UK Prospectus Regime Outcome - 1 March 2022

England and Wales

On Tuesday 1st March 2022 the UK Government (through HM Treasury) announced the Review Outcome of its consultation to reform the UK Prospectus Regime. CMS has been actively involved in discussions that have resulted in this Review Outcome, which in our view represents a fundamental reform of the UK Prospectus Regime.

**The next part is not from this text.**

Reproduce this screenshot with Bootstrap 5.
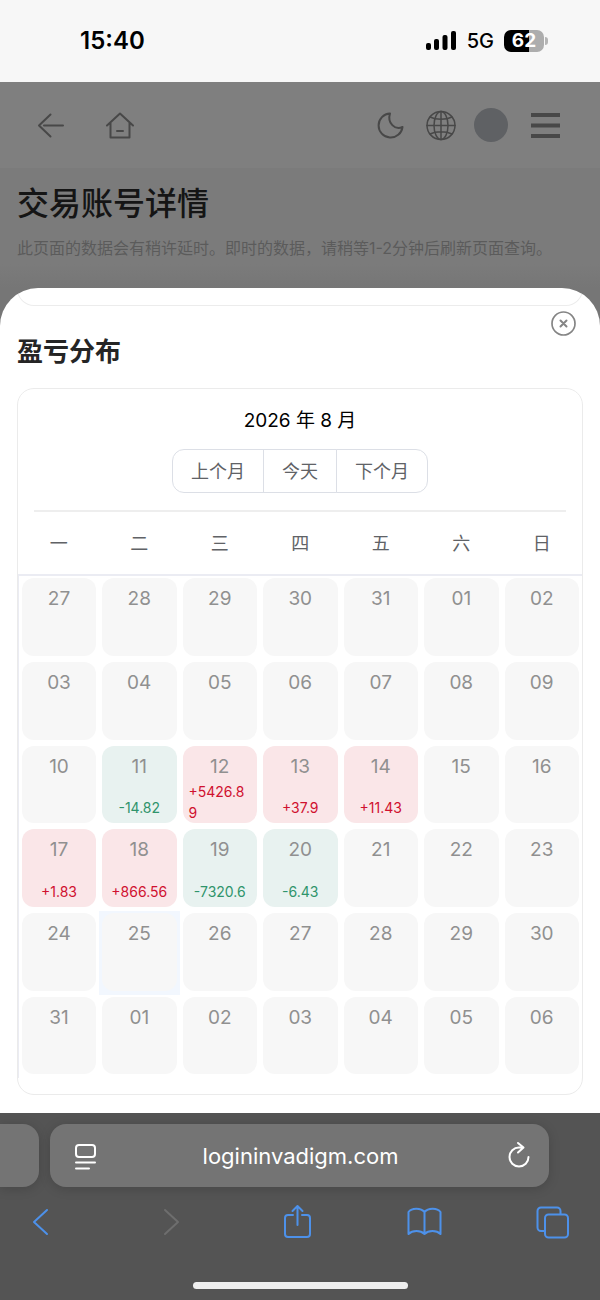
<!DOCTYPE html>
<html lang="zh-CN">
<head>
<meta charset="utf-8">
<meta name="viewport" content="width=device-width, initial-scale=1">
<title>交易账号详情</title>
<link href="https://cdn.jsdelivr.net/npm/bootstrap@5.3.0/dist/css/bootstrap.min.css" rel="stylesheet">
<style>
  body { font-family: Inter, "Noto Sans CJK SC", sans-serif; background: #545454; color: #000; }
  svg { display: block; fill: none; stroke: currentColor; stroke-linecap: round; stroke-linejoin: round; }
  .icon-btn { background: none; border: 0; padding: 0; color: inherit; }

  .status-bar { height: 82px; background: #f7f7f7; padding: 0 52px 0 80px; }
  .clock { font-size: 24px; line-height: 32px; font-weight: 600; }
  .network { font-size: 20px; line-height: 32px; font-weight: 500; margin: 0 10px; }
  .battery { width: 40px; height: 22px; border-radius: 7px; color: #fff; font-size: 19px; line-height: 22px; font-weight: 700;
    background: linear-gradient(90deg, #000 62%, #adadad 62%); }
  .battery-tip { width: 3px; height: 8px; border-radius: 0 3px 3px 0; background: #b5b5b5; margin-left: 1px; }

  .backdrop-page { background: #7b7b7b; color: #484848; }
  .top-nav { height: 86px; background: #7f7f7f; padding: 0 34px; }
  .top-nav .left-icons { gap: 35px; }
  .avatar { width: 34px; height: 34px; background: #5f6164; }
  .page-head { padding: 12px 17px 24px; height: 120px; background: linear-gradient(#7b7b7b 80%, #767676); }
  .page-head h1 { font-size: 32px; line-height: 48px; font-weight: 500; color: #151515; margin: 0 0 8px; }
  .page-head p { font-size: 16px; line-height: 24px; color: #5b5b5b; margin: 0; white-space: nowrap; }

  .sheet-wrap { background: #767676; }
  .sheet { background: #fff; border-radius: 38px 38px 0 0; overflow: hidden; padding: 0 17px 18px; }
  .previous-panel { height: 18px; border: 1px solid #ececec; border-top: 0; border-radius: 0 0 17px 17px; }
  .close-btn { top: 22px; right: 23px; color: #858585; }
  .sheet h2 { font-size: 26px; line-height: 36px; font-weight: 700; color: #252525; margin: 28px 0 18px; }

  .calendar { border: 1px solid #ebebeb; border-radius: 17px; padding-bottom: 16px; }
  .calendar-head { margin: 0 16px; padding: 19px 0 17px; border-bottom: 2px solid #eee; }
  .month { font-size: 19px; line-height: 26px; margin-bottom: 15px; }
  .month-switch .btn { --bs-btn-color: #606266; --bs-btn-border-color: #dcdfe6; --bs-btn-border-radius: 12px;
    --bs-btn-font-size: 18px; --bs-btn-hover-bg: #ecf5ff; --bs-btn-bg: #fff;
    padding: 10px 18px 8px; line-height: 24px; }
  .days { table-layout: fixed; width: 100%; margin: 0; }
  .days th { height: 63px; padding: 2px 0 0; text-align: center; font-size: 18px; line-height: 26px; font-weight: 400; color: #606266; }
  .days tbody { border-top: 2px solid #ebecf3; border-left: 1px solid #ebecf3; }
  .days td { padding: 2px 3px 4px; }
  .days td.today { background: #f2f7fe; }
  .day { height: 78px; border-radius: 12px; background: #f7f7f7; padding: 7px 6px 5px; color: #909090;
    font-size: 19px; line-height: 28px; text-align: center; }
  .days tr:nth-child(3n) .day { height: 77px; }
  .amount { font-size: 14px; line-height: 21px; text-align: left; word-break: break-all; }
  .gain { background: #fae6e8; }
  .gain .amount { color: #d0112f; }
  .loss { background: #e8f2f0; }
  .loss .amount { color: #2f946b; }

  .browser { background: #545454; padding-top: 11px; }
  .address-row { gap: 11px; padding-right: 51px; }
  .tab-pill { height: 63px; background: #747474; border-radius: 16px; box-shadow: 0 2px 12px rgba(0,0,0,.16); }
  .tab-prev { width: 39px; border-radius: 0 16px 16px 0; }
  .tab-main { padding: 0 16px 0 18px; color: #fff; }
  .address { min-width: 0; background: none; border: 0; padding: 0; color: #fff; text-align: center; font-size: 22px; line-height: 32px; }
  .tools { padding: 17px 30px 0 23px; color: #4d91ea; }
  .tools .disabled-tool { color: #6e6e6e; }
  .home-line { width: 215px; height: 7px; background: #efefef; margin: 42px auto 11px; }
</style>
</head>
<body>
<header class="status-bar d-flex align-items-center justify-content-between">
  <span class="clock">15:40</span>
  <div class="d-flex align-items-center">
    <svg width="32" height="22" viewBox="0 0 32 22" style="fill:#000;stroke:none" aria-hidden="true">
      <rect x="1" y="13" width="5" height="7" rx="2"/><rect x="9" y="9" width="5" height="11" rx="2"/><rect x="17.500" y="5" width="5" height="15" rx="2"/><rect x="26" y="1" width="5" height="19" rx="2"/>
    </svg>
    <span class="network">5G</span>
    <span class="battery text-center">62</span><span class="battery-tip"></span>
  </div>
</header>

<div class="backdrop-page">
  <nav class="top-nav d-flex align-items-center justify-content-between">
    <div class="left-icons d-flex">
      <button class="icon-btn" aria-label="返回"><svg width="34" height="34" viewBox="0 0 34 34" stroke-width="2"><path d="M29 17.500H10M16.500 6.500 5 17.500l11.500 11"/></svg></button>
      <button class="icon-btn" aria-label="首页"><svg width="34" height="34" viewBox="0 0 34 34" stroke-width="2"><path d="M4 17.500 17 5.500l13 12M7.500 15v14.500h19V15M14 23h6"/></svg></button>
    </div>
    <div class="d-flex align-items-center gap-3">
      <button class="icon-btn" aria-label="深色模式"><svg width="34" height="34" viewBox="0 0 34 34" stroke-width="2"><path d="M16 5.500A12 12 0 1 0 28.500 19C21 22.500 13 15 16 5.500Z"/></svg></button>
      <button class="icon-btn" aria-label="语言"><svg width="34" height="34" viewBox="0 0 34 34" stroke-width="1.500"><circle cx="17" cy="17.500" r="14"/><ellipse cx="17" cy="17.500" rx="7" ry="14"/><path d="M17 3.500v28M3 17.500h28M6 9c6 3 16 3 22 0M6 26c6-3 16-3 22 0"/></svg></button>
      <button class="icon-btn avatar rounded-circle" aria-label="账户"></button>
      <button class="icon-btn" aria-label="菜单"><svg width="42" height="34" viewBox="0 0 42 34" stroke-width="4" style="stroke-linecap:butt"><path d="M7 7h29M7 17.500h29M7 28h29"/></svg></button>
    </div>
  </nav>
  <div class="page-head">
    <h1>交易账号详情</h1>
    <p>此页面的数据会有稍许延时。即时的数据，请稍等1-2分钟后刷新页面查询。</p>
  </div>
</div>

<div class="sheet-wrap">
<main class="sheet position-relative">
  <div class="previous-panel"></div>
  <button class="icon-btn close-btn position-absolute" aria-label="关闭"><svg width="27" height="27" viewBox="0 0 27 27" stroke-width="2"><circle cx="13.500" cy="13.500" r="11.500" stroke-width="1.700"/><path d="m10.500 10.500 6 6m0-6-6 6"/></svg></button>
  <h2>盈亏分布</h2>
  <section class="calendar">
    <div class="calendar-head text-center">
      <div class="month">2026 年 8 月</div>
      <div class="btn-group month-switch" role="group" aria-label="切换月份">
        <button class="btn">上个月</button><button class="btn">今天</button><button class="btn">下个月</button>
      </div>
    </div>
    <table class="days">
      <thead><tr><th>一</th><th>二</th><th>三</th><th>四</th><th>五</th><th>六</th><th>日</th></tr></thead>
      <tbody>
        <tr><td><div class="day">27</div></td><td><div class="day">28</div></td><td><div class="day">29</div></td><td><div class="day">30</div></td><td><div class="day">31</div></td><td><div class="day">01</div></td><td><div class="day">02</div></td></tr>
        <tr><td><div class="day">03</div></td><td><div class="day">04</div></td><td><div class="day">05</div></td><td><div class="day">06</div></td><td><div class="day">07</div></td><td><div class="day">08</div></td><td><div class="day">09</div></td></tr>
        <tr><td><div class="day">10</div></td>
          <td><div class="day loss d-flex flex-column align-items-center">11<span class="amount mt-auto">-14.82</span></div></td>
          <td><div class="day gain d-flex flex-column align-items-center">12<span class="amount mt-auto">+5426.89</span></div></td>
          <td><div class="day gain d-flex flex-column align-items-center">13<span class="amount mt-auto">+37.9</span></div></td>
          <td><div class="day gain d-flex flex-column align-items-center">14<span class="amount mt-auto">+11.43</span></div></td>
          <td><div class="day">15</div></td><td><div class="day">16</div></td></tr>
        <tr><td><div class="day gain d-flex flex-column align-items-center">17<span class="amount mt-auto">+1.83</span></div></td>
          <td><div class="day gain d-flex flex-column align-items-center">18<span class="amount mt-auto">+866.56</span></div></td>
          <td><div class="day loss d-flex flex-column align-items-center">19<span class="amount mt-auto">-7320.6</span></div></td>
          <td><div class="day loss d-flex flex-column align-items-center">20<span class="amount mt-auto">-6.43</span></div></td>
          <td><div class="day">21</div></td><td><div class="day">22</div></td><td><div class="day">23</div></td></tr>
        <tr><td><div class="day">24</div></td><td class="today"><div class="day">25</div></td><td><div class="day">26</div></td><td><div class="day">27</div></td><td><div class="day">28</div></td><td><div class="day">29</div></td><td><div class="day">30</div></td></tr>
        <tr><td><div class="day">31</div></td><td><div class="day">01</div></td><td><div class="day">02</div></td><td><div class="day">03</div></td><td><div class="day">04</div></td><td><div class="day">05</div></td><td><div class="day">06</div></td></tr>
      </tbody>
    </table>
  </section>
</main>
</div>

<footer class="browser">
  <div class="address-row d-flex">
    <div class="tab-pill tab-prev"></div>
    <div class="tab-pill tab-main d-flex align-items-center flex-grow-1">
      <button class="icon-btn" aria-label="页面菜单"><svg width="34" height="34" viewBox="0 0 34 34" stroke-width="2"><rect x="8" y="6" width="19" height="12" rx="3"/><path d="M8 23.500h19M8 29.500h13"/></svg></button>
      <input class="address flex-grow-1" type="text" value="logininvadigm.com" aria-label="网址">
      <button class="icon-btn" aria-label="刷新"><svg width="34" height="34" viewBox="-6 0 34 34" stroke-width="2"><path d="M17 8.500h-3A9.500 9.500 0 1 0 23.500 18M13 4l5.500 4.500L13 13.500"/></svg></button>
    </div>
  </div>
  <div class="tools d-flex justify-content-between">
    <button class="icon-btn" aria-label="后退"><svg width="36" height="36" viewBox="0 0 36 36" stroke-width="2"><path d="M24 6 11 18l13 12"/></svg></button>
    <button class="icon-btn disabled-tool" aria-label="前进" disabled><svg width="36" height="36" viewBox="0 0 36 36" stroke-width="2"><path d="m14 6 13 12-13 12"/></svg></button>
    <button class="icon-btn" aria-label="分享"><svg width="36" height="36" viewBox="0 0 36 36" stroke-width="2"><path d="M14 11H9a3 3 0 0 0-3 3v16a3 3 0 0 0 3 3h19a3 3 0 0 0 3-3V14a3 3 0 0 0-3-3h-5M18.500 21V2M13.500 7l5-5 5 5"/></svg></button>
    <button class="icon-btn" aria-label="书签"><svg width="36" height="36" viewBox="0 0 36 36" stroke-width="2"><path d="M18.500 8C15 4 6 3.500 2.500 8v22c4-4 12-4 16 0 4-4 12-4 16 0V8C31 3.500 22 4 18.500 8v22"/></svg></button>
    <button class="icon-btn" aria-label="标签页"><svg width="36" height="36" viewBox="0 0 36 36" stroke-width="2"><path d="M10 27H7a3.500 3.500 0 0 1-3.500-3.500V7A3.500 3.500 0 0 1 7 3.500h16A3.500 3.500 0 0 1 26.500 7v3"/><rect x="11" y="10.500" width="23" height="23" rx="3.500"/></svg></button>
  </div>
  <div class="home-line rounded-pill"></div>
</footer>
<script src="https://cdn.jsdelivr.net/npm/bootstrap@5.3.0/dist/js/bootstrap.bundle.min.js"></script>
</body>
</html>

Below is a summary of the main changes:

  • FCA’s rule-making powers - under the new regime the FCA will be granted enhanced rule-making powers (responsibilities to include setting the prospectus requirements in the context of admission to trading and the requirements applying to regulated crowdfunding platforms)
  • Admissions to trading on UK Regulated Markets - IPO candidates and listed companies will still be subject to the prospectus requirements which will continue to apply to the admission of securities to trading on UK Regulated Markets
  • Public offerings - the prospectus will no longer be a feature of the UK public offerings regime, there will be a general prohibition on public offerings of securities and companies wishing to conduct a UK public offer will need to fall within one of the exemptions; the exemptions will be expanded and include:
  1. offers of securities that are, or will be, admitted to trading on UK Regulated Markets;
  2. offers of securities to those who already hold equity securities in the offering company, subject to certain conditions, including that the offer is made pro-rata to a person’s existing holding - this means that pre-emptive share offerings (such as rights issues and open offers) will only need a prospectus if required by the FCA’s new rules that will apply when securities are admitted to trading on UK Regulated Markets;
  3. offers of securities that are or will be admitted to trading on certain multilateral trading facilities (such as AIM)
  4. offers by private companies made through a platform operated by a firm specifically authorised for the purpose (such as equity crowdfunding platform)
  5. offers extended into the UK on the basis of offering documents prepared according to the rules of the relevant overseas jurisdiction and market
  6. 'qualified investors', '150 persons' and ‘directors/employees’ exemptions
  • Private companies – private companies will have more options for structuring fundraisings, given the expanded list of public offer exemptions, incl. a regulated crowdfunding platform as mentioned above
  • ‘Necessary information’ test – the intention is to retain a single statutory 'necessary information' test as a basic standard of preparation for a prospectus, this may vary according to whether an offer of securities relates to a first-time admission to a market or is a secondary issuance
  • Forward-looking information - in prospectuses forward-looking information will be subject to a higher "recklessness" threshold for liability
  • Overseas companies - offers by overseas companies (on certain designated overseas stock markets) into the UK may be conducted through a new regulatory deference regime

In terms of next steps, the UK Government will introduce new legislation to replace the existing prospectus regime when parliamentary time allows, and the FCA will need to consult on new rules.